Second, instead of wasting emotional and spiritual energy fussing over the evil of their gossip and its impact on our ministry, Christ helped me become a ministry wife who turned to him and his word for calm and strength. Young ministry wife, let God’s love for you cover over those offenses against you and your pastor (Proverbs 17:9). Every one of us in ministry will at some point be called to love those who have offended us.

Humility Will Win

As God fulfills his gracious promises to us, we will feel so humbled in his saving love that slander and gossip will have less power to derail us emotionally and spiritually. Humility teaches us to be less shocked at what others say about us, because if they knew us better, they would have even more to talk about.

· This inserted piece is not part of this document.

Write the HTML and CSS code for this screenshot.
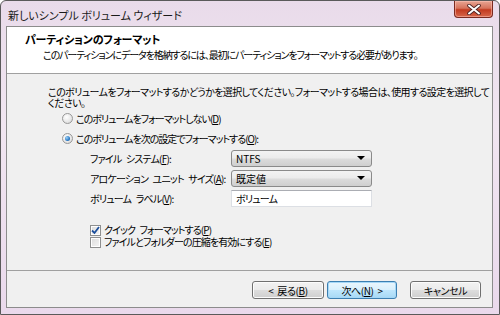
FILE: index.html
```html
<!DOCTYPE html>
<html lang="ja">
<head>
    <meta charset="UTF-8">
    <title>新しいシンプル ボリューム ウィザード</title>
    <link rel="stylesheet" href="styles.css">
</head>
<body>
    <div class="window">
        <div class="titlebar">
            <div class="title">新しいシンプル ボリューム ウィザード</div>
            <div class="close-btn">
                <svg width="14" height="11" viewBox="0 0 14 11">
                    <path d="M2 1.5 L12 9.5 M12 1.5 L2 9.5" stroke="#4a2020" stroke-width="3.6" stroke-linecap="round"/>
                    <path d="M2 1.5 L12 9.5 M12 1.5 L2 9.5" stroke="#fff" stroke-width="2" stroke-linecap="round"/>
                </svg>
            </div>
        </div>

        <div class="client">
            <div class="header">
                <div class="header-title">パーティションのフォーマット</div>
                <div class="header-sub">このパーティションにデータを格納するには、最初にパーティションをフォーマットする必要があります。</div>
            </div>

            <div class="content">
                <p class="intro">このボリュームをフォーマットするかどうかを選択してください。フォーマットする場合は、使用する設定を選択して<br>ください。</p>

                <div class="options">
                    <div class="radio-row">
                        <span class="radio"></span>
                        <span>このボリュームをフォーマットしない(<u>D</u>)</span>
                    </div>
                    <div class="radio-row">
                        <span class="radio checked"></span>
                        <span>このボリュームを次の設定でフォーマットする(<u>O</u>):</span>
                    </div>
                </div>

                <div class="settings">
                    <div class="field">
                        <span class="label">ファイル システム(<u>F</u>):</span>
                        <div class="combo">NTFS<span class="arrow"></span></div>
                    </div>
                    <div class="field">
                        <span class="label">アロケーション ユニット サイズ(<u>A</u>):</span>
                        <div class="combo">既定値<span class="arrow"></span></div>
                    </div>
                    <div class="field">
                        <span class="label">ボリューム ラベル(<u>V</u>):</span>
                        <div class="textbox">ボリューム</div>
                    </div>

                    <div class="checks">
                        <div class="check-row">
                            <span class="checkbox checked">
                                <svg width="9" height="9" viewBox="0 0 9 9">
                                    <path d="M1 4.5 L3.5 7 L8 1" fill="none" stroke="#1c4f9c" stroke-width="1.8"/>
                                </svg>
                            </span>
                            <span>クイック フォーマットする(<u>P</u>)</span>
                        </div>
                        <div class="check-row">
                            <span class="checkbox"></span>
                            <span>ファイルとフォルダーの圧縮を有効にする(<u>E</u>)</span>
                        </div>
                    </div>
                </div>
            </div>

            <div class="footer">
                <button class="btn">&lt; 戻る(<u>B</u>)</button>
                <button class="btn default">次へ(<u>N</u>) &gt;</button>
                <button class="btn cancel">キャンセル</button>
            </div>
        </div>
    </div>
</body>
</html>
```

FILE: styles.css
```css
* {
    margin: 0;
    padding: 0;
    box-sizing: border-box;
}

body {
    width: 500px;
    height: 315px;
    overflow: hidden;
    background: #fff;
    font-family: "Noto Sans CJK JP", sans-serif;
    font-size: 10px;
    font-feature-settings: "palt";
    color: #000;
}

u {
    text-decoration: underline;
    text-underline-offset: 1px;
}

.window {
    width: 500px;
    height: 315px;
    display: flex;
    flex-direction: column;
    border: 1px solid #5a5a5a;
    border-radius: 6px 6px 0 0;
    background: linear-gradient(180deg, #e9dbea 0%, #f1e6f1 40%, #ead9ec 100%);
    padding: 0 6px 6px 5px;
}

.titlebar {
    height: 25px;
    display: flex;
    align-items: flex-start;
    justify-content: space-between;
}

.title {
    font-size: 11px;
    padding: 6px 0 0 2px;
    color: #1a1a1a;
}

.close-btn {
    width: 39px;
    height: 17px;
    border: 1px solid #7a2a20;
    border-top: none;
    border-radius: 0 0 4px 4px;
    background: linear-gradient(180deg, #e8a593 0%, #d6735c 45%, #c23a1f 55%, #d7674b 100%);
    box-shadow: inset 0 0 0 1px rgba(255, 200, 190, 0.5);
    display: flex;
    align-items: center;
    justify-content: center;
}

.client {
    flex: 1;
    display: flex;
    flex-direction: column;
    border: 1px solid #8c8c8c;
    background: #f0f0f0;
}

.header {
    height: 47px;
    background: #fff;
    border-bottom: 1px solid #a0a0a0;
    padding: 5px 0 0 18px;
}

.header-title {
    font-weight: bold;
    font-size: 11px;
    line-height: 15px;
    letter-spacing: -0.2px;
}

.header-sub {
    padding-left: 18px;
    line-height: 15px;
    letter-spacing: -1.1px;
}

.content {
    flex: 1;
    padding: 12px 0 0 41px;
}

.intro {
    line-height: 11px;
    letter-spacing: -0.6px;
}

.radio-row {
    display: flex;
    align-items: center;
    gap: 3px;
    margin-left: 14px;
    height: 20px;
    letter-spacing: -1px;
}

.radio {
    width: 11px;
    height: 11px;
    border-radius: 50%;
    border: 1px solid #979797;
    background: radial-gradient(circle at 40% 35%, #fff 0%, #e6e6e6 60%, #cfcfcf 100%);
    display: flex;
    align-items: center;
    justify-content: center;
}

.radio.checked::after {
    content: "";
    width: 5px;
    height: 5px;
    border-radius: 50%;
    background: radial-gradient(circle at 35% 35%, #9fd2f5 0%, #2a7ac6 60%, #154e8f 100%);
}

.settings {
    padding-left: 42px;
}

.field {
    display: flex;
    align-items: center;
    height: 20px;
    letter-spacing: -0.8px;
    word-spacing: 3px;
}

.label {
    width: 141px;
}

.combo {
    width: 141px;
    height: 17px;
    border: 1px solid #8a8a8a;
    border-radius: 3px;
    background: linear-gradient(180deg, #f3f3f3 0%, #ebebeb 48%, #dcdcdc 52%, #cfcfcf 100%);
    display: flex;
    align-items: center;
    justify-content: space-between;
    padding: 0 6px 0 4px;
    letter-spacing: 0;
}

.arrow {
    width: 0;
    height: 0;
    border-left: 4px solid transparent;
    border-right: 4px solid transparent;
    border-top: 4px solid #000;
}

.textbox {
    width: 141px;
    height: 17px;
    background: #fff;
    border: 1px solid #dcdfe4;
    border-top-color: #abadb3;
    padding: 0 4px;
    line-height: 15px;
}

.checks {
    margin-top: 16px;
    display: flex;
    flex-direction: column;
}

.check-row {
    display: flex;
    align-items: center;
    gap: 3px;
    height: 12px;
    line-height: 12px;
    letter-spacing: -0.9px;
    word-spacing: 3px;
}

.checkbox {
    width: 11px;
    height: 11px;
    border: 1px solid #8e8f8f;
    background: linear-gradient(135deg, #dcdcdc 0%, #f6f6f6 100%);
    box-shadow: inset 0 0 0 1px #fff;
    display: flex;
    align-items: center;
    justify-content: center;
}

.footer {
    height: 37px;
    border-top: 1px solid #a0a0a0;
    display: flex;
    align-items: flex-start;
    padding: 10px 0 0 245px;
}

.btn {
    width: 72px;
    height: 18px;
    font-family: "Noto Sans CJK JP", sans-serif;
    font-size: 10px;
    font-feature-settings: "palt";
    letter-spacing: -0.4px;
    word-spacing: 2px;
    border: 1px solid #707070;
    border-radius: 3px;
    background: linear-gradient(180deg, #f2f2f2 0%, #ebebeb 48%, #dddddd 52%, #cfcfcf 100%);
    box-shadow: inset 0 0 0 1px #fcfcfc;
    color: #000;
}

.btn.default {
    margin-left: 3px;
    width: 70px;
    border-color: #3c7fb1;
    background: linear-gradient(180deg, #eaf6fd 0%, #d9f0fc 48%, #bee6fd 52%, #a7d9f5 100%);
    box-shadow: inset 0 0 0 1px #a6d8f7;
}

.btn.cancel {
    margin-left: 13px;
    width: 71px;
}
```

Not only will God’s grace deepen us in humility, but it will also help us to become so deeply secure in Christ that his love and care for us, our husbands, and our families will overrule our need for human praise in this world. We’ll be able to withstand relentless scrutiny, or unfair criticism, or even slanderous reports because our souls have learned to find their rest in God alone (Psalm 62:1). God’s grace will enable us to embrace his call to us in 1 Peter 3:9: “Do not repay evil for evil or reviling for reviling, but on the contrary, bless, for to this you were called, that you may obtain a blessing.”

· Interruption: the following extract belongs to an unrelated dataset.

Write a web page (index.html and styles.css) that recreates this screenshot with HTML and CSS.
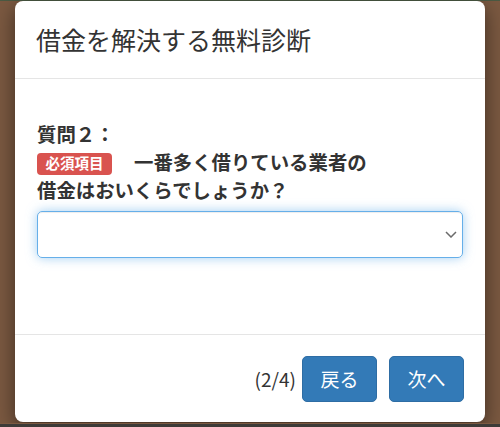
FILE: index.html
```html
<!DOCTYPE html>
<html lang="ja">
<head>
    <meta charset="UTF-8">
    <meta name="viewport" content="width=device-width, initial-scale=1.0">
    <title>借金を解決する無料診断</title>
    <link rel="stylesheet" href="styles.css">
</head>
<body>
    <div class="page-top"></div>
    <div class="modal">
        <div class="modal-header">
            <h4 class="modal-title">借金を解決する無料診断</h4>
        </div>
        <div class="modal-body">
            <p class="question">
                質問２：<br>
                <span class="label">必須項目</span>一番多く借りている業者の<br>
                借金はおいくらでしょうか？
            </p>
            <div class="select">
                <svg width="12" height="7" viewBox="0 0 12 7">
                    <polyline points="1,1 6,6 11,1" fill="none" stroke="#6b6b6b" stroke-width="1.5"/>
                </svg>
            </div>
        </div>
        <div class="modal-footer">
            <span class="step">(2/4)</span>
            <button class="btn">戻る</button>
            <button class="btn">次へ</button>
        </div>
    </div>
    <div class="page-bottom"></div>
</body>
</html>
```

FILE: styles.css
```css
body{
    margin: 0;
    padding: 0;
    height: 427px;
    overflow: hidden;
    background-color: #7b5941;
    font-family: "Noto Sans CJK JP", "Noto Sans", sans-serif;
    color: #333;
    display: flex;
    flex-direction: column;
}

.page-top{
    height: 1px;
    background-color: #4b5a43;
}

.modal{
    margin: 0 15px;
    background-color: #fff;
    border-radius: 8px;
    box-shadow: 0 6px 20px rgba(0, 0, 0, 0.5);
}

.modal-header{
    padding: 21px 21px;
    border-bottom: 1px solid #e5e5e5;
}

.modal-title{
    margin: 0;
    font-size: 25px;
    font-weight: 400;
    line-height: 35px;
}

.modal-body{
    padding: 21px 22px 76px;
}

.question{
    margin: 20px 0 8px;
    font-size: 19.4px;
    font-weight: 700;
    line-height: 27.8px;
}

.label{
    display: inline-block;
    background-color: #d9534f;
    color: #fff;
    font-size: 14.5px;
    font-weight: 700;
    line-height: 1;
    padding: 3px 8.5px 4.5px;
    border-radius: 4px;
    margin-right: 22px;
    vertical-align: 1px;
}

.select{
    height: 45px;
    border: 1px solid #66afe9;
    border-radius: 5px;
    box-shadow: inset 0 1px 1px rgba(0, 0, 0, 0.075), 0 0 11px rgba(102, 175, 233, 0.6);
    display: flex;
    align-items: center;
    justify-content: flex-end;
    padding-right: 5px;
}

.modal-footer{
    height: 88px;
    box-sizing: border-box;
    padding: 0 21px;
    border-top: 1px solid #e5e5e5;
    display: flex;
    justify-content: flex-end;
    align-items: center;
}

.step{
    font-size: 19px;
    margin-right: 6px;
}

.btn{
    width: 75px;
    height: 46px;
    background-color: #337ab7;
    border: 1px solid #2e6da4;
    border-radius: 5px;
    color: #fff;
    font-family: "Noto Sans CJK JP", "Noto Sans", sans-serif;
    font-size: 19px;
    padding: 0;
}

.btn + .btn{
    margin-left: 12px;
}

.page-bottom{
    flex: 1;
    margin-top: 1px;
    background: linear-gradient(#7b5941 0, #7b5941 1px, #3d3b38 1px);
}
```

“God will have the last word about you, about your family, about your husband and his ministry.”

And what is God’s blessing? When God’s purposes are all fulfilled, and all wrongs are finally righted, God will bear a true witness about his servants. When friends or students or family or church members abandon you, you are in good company. Think of Jeremiah, Paul, other saints — and Jesus himself. Remember that God will have the last word about you, about your family, about your husband and his ministry. He will bear a true witness about your humble heart and your true worth in Christ Jesus.

Where Do We Go from Here?

My advice to you? Ask God to help you control your own tongue and to bear up under false accusations as the apostle Paul did: “When reviled, we bless; when persecuted, we endure; when slandered, we entreat” (1 Corinthians 4:12–13).

Jesus did the same. In fact, it was false witnesses whose testimony sentenced him to death (Matthew 26:57–62). Even during his agony on the cross, he did not lash out, but instead entrusted himself to him who judges justly (1 Peter 2:23). You can too. God in eternity past chose you to be a brave soldier in his mighty rescue operation for this needy world. Part of that plan is that you serve alongside your earthly husband in wholehearted devotion to Christ, come what may (Colossians 3:23).

Sooner than you think, it will be your turn to call back to the rising generations of ministry wives coming after you. Like Jesus, don’t waste your energy on how others perceive you or talk about you. Love Christ with such a striking radiance that all who come near you will easily see him more clearly. Then come join me in heaven, where the truth of our service will be told and we will serve our kind King together forever.